And so here we are on the housetop (gathered for a Watch Vigil), while those inside eat, drink, and make merry.  Yes, it's tempting to want to join the party, feeling their music reverberate through the floorboards.  But the Lord cautioned:


   And let him
   that is on the housetop
   not go down into the house,
   neither enter therein,
   to take any thing
   out of his house.


(Mark 13:15)

Having made it to the housetop, we might not be able to return again into the dwelling place.  But you might be wondering, What are we doing on the housetop at all?  "Did anyone bring a jacket?  It's brisk up here."  The reason we find ourselves on the housetop is because the Lord has begun to separate us from world as a peculiar people (and sadly, "world" also includes the worldly aspects of our religions).

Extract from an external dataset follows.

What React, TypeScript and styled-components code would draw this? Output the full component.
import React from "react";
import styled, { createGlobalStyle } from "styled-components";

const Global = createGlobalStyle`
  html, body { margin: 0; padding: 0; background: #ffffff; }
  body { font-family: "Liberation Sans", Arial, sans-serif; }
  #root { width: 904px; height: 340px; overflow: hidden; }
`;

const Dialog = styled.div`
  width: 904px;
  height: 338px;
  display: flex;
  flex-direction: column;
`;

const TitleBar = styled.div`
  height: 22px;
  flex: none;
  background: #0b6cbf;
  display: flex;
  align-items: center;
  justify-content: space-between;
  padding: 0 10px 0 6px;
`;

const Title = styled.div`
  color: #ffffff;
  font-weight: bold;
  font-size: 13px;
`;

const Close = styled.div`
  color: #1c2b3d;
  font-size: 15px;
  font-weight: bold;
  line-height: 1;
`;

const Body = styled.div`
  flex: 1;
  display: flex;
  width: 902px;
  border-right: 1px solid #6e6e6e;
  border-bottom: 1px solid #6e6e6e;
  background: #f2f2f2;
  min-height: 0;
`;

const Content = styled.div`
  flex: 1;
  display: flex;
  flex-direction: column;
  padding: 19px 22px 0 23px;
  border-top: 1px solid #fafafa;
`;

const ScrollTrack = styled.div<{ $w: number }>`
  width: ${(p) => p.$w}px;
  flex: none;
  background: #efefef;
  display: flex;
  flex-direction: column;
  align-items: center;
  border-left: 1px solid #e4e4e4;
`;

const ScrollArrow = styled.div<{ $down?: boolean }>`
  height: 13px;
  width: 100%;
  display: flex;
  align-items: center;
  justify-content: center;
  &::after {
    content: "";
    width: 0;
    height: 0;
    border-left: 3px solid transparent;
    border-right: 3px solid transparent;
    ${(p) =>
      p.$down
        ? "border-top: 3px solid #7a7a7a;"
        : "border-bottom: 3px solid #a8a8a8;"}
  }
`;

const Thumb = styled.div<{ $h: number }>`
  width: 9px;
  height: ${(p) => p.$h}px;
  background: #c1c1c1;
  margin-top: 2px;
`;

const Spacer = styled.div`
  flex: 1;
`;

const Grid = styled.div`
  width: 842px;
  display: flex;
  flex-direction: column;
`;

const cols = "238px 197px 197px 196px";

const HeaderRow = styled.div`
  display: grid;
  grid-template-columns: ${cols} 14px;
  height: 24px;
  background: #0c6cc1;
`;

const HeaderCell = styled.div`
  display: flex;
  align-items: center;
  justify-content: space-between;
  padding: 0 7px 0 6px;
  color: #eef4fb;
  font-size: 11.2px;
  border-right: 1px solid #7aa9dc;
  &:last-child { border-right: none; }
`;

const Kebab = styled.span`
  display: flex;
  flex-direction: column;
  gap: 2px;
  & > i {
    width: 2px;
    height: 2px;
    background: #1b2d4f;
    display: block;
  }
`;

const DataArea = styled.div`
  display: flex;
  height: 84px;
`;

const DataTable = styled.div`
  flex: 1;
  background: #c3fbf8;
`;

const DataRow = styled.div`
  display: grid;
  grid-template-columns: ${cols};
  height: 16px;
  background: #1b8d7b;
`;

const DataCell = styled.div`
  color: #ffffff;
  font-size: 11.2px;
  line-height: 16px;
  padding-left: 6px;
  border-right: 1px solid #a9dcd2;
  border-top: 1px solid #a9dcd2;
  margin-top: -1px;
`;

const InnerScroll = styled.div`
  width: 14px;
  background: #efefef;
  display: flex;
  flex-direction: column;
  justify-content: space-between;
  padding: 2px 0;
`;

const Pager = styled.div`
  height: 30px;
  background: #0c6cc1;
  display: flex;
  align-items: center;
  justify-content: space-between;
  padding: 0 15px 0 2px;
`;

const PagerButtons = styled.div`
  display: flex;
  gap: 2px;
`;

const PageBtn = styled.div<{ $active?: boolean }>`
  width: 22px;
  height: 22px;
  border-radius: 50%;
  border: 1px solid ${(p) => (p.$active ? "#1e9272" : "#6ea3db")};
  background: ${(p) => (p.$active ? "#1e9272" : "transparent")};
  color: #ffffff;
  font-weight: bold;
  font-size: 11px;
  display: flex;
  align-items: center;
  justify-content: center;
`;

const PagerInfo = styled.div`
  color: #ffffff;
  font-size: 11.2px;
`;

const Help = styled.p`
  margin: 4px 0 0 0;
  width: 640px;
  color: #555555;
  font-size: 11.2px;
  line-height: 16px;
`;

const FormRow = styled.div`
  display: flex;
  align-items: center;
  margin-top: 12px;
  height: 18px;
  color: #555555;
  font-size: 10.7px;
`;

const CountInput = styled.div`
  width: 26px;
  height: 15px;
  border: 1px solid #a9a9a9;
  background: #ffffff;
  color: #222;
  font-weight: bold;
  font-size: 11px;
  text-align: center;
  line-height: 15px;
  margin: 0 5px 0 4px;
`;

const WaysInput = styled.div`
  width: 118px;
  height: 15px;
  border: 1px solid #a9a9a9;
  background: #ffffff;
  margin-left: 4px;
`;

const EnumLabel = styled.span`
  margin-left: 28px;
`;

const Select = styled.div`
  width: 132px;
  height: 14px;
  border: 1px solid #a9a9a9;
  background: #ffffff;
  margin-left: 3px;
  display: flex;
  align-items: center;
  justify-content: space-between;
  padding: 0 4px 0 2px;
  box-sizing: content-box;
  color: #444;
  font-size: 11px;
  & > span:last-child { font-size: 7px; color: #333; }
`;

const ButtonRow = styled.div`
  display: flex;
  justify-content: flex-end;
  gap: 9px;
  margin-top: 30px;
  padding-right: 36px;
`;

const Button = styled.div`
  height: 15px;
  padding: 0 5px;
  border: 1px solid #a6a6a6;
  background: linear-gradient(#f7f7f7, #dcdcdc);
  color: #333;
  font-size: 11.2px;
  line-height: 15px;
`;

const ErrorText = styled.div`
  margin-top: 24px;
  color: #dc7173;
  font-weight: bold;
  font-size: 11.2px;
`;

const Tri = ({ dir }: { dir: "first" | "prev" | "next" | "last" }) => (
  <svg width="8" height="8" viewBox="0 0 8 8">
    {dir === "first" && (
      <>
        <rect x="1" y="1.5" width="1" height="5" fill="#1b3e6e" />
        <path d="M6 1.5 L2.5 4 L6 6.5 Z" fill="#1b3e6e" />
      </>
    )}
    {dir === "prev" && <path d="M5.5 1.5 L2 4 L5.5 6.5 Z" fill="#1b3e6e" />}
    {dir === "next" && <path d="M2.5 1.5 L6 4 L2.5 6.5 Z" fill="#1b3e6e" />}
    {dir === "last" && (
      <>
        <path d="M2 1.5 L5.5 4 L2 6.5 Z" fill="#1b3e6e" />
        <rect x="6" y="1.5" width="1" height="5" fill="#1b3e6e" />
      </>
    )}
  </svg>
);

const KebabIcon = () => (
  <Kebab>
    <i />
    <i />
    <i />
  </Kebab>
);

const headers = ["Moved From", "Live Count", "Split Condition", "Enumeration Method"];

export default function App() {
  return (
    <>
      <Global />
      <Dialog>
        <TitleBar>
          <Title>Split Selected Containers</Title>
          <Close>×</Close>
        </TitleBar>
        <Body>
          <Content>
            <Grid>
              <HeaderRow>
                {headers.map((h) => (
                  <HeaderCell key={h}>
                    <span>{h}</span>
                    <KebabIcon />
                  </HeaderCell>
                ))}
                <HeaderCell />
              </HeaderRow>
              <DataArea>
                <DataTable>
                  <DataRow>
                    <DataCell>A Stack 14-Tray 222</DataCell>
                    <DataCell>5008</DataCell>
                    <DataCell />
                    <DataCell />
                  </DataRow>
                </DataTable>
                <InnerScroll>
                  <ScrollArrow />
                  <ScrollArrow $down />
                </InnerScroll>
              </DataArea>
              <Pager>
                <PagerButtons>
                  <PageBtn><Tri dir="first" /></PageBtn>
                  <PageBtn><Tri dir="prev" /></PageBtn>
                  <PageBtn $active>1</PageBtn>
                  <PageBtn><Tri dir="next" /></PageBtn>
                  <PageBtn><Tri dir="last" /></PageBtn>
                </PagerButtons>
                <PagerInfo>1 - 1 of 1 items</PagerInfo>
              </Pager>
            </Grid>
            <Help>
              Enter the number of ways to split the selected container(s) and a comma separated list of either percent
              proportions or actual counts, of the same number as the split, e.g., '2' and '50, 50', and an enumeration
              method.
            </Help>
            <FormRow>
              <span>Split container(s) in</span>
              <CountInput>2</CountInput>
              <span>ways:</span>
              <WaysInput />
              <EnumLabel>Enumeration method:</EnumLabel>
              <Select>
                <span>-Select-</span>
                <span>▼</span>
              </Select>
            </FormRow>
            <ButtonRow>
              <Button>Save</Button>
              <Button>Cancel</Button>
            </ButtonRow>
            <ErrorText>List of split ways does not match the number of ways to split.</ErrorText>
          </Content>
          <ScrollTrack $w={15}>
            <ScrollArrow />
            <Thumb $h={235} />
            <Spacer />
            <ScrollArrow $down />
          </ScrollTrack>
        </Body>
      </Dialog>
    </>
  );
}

That is why "Owl of the Desert" is such an appropriate metaphor for this ministry God has called me to:


   I am like an owl
   of the desert.
   I watch,
   and am as a sparrow
   alone
   upon the house top.


(Psalms 102:6-7)

But we are not alone.  We are never alone on the housetop, even if we are few.  Having witnessed the workings of the Lord, we become a bit like Mormon, who stood as an idle witness to the unfolding telestial tragedy of his day:

   I did even as the Lord
   commanded me;
   and I did stand
   as an idle witness
   to manifest unto the world
   the things which I saw
   and heard.


(Mormon 3:16)

The prophet Ether, too, was an Owl of the Desert in his time, and joins us on the housetop ― a nocturnal witness who ventured forth in the nighttime to record what he saw:

   They esteemed [Ether]
   as naught, and cast him out;
   and he hid himself
   in the cavity of a rock by day,
   and by night he went forth
   viewing the things
   which should come upon
   the people.


(Ether 13:13)

That is why I take courage, remembering we have one another; and we have the angels; and we have the Lord Himself (Matt. 18:20).  Even if it is depressing, at times, watching the world march towards its spiritual Cumorah.

And so I continue to write according to the whisperings of the Spirit in me, that those who come after us may know that some few waited, and watched, for their Lord's coming, like the rising of the Sun.

From the housetops.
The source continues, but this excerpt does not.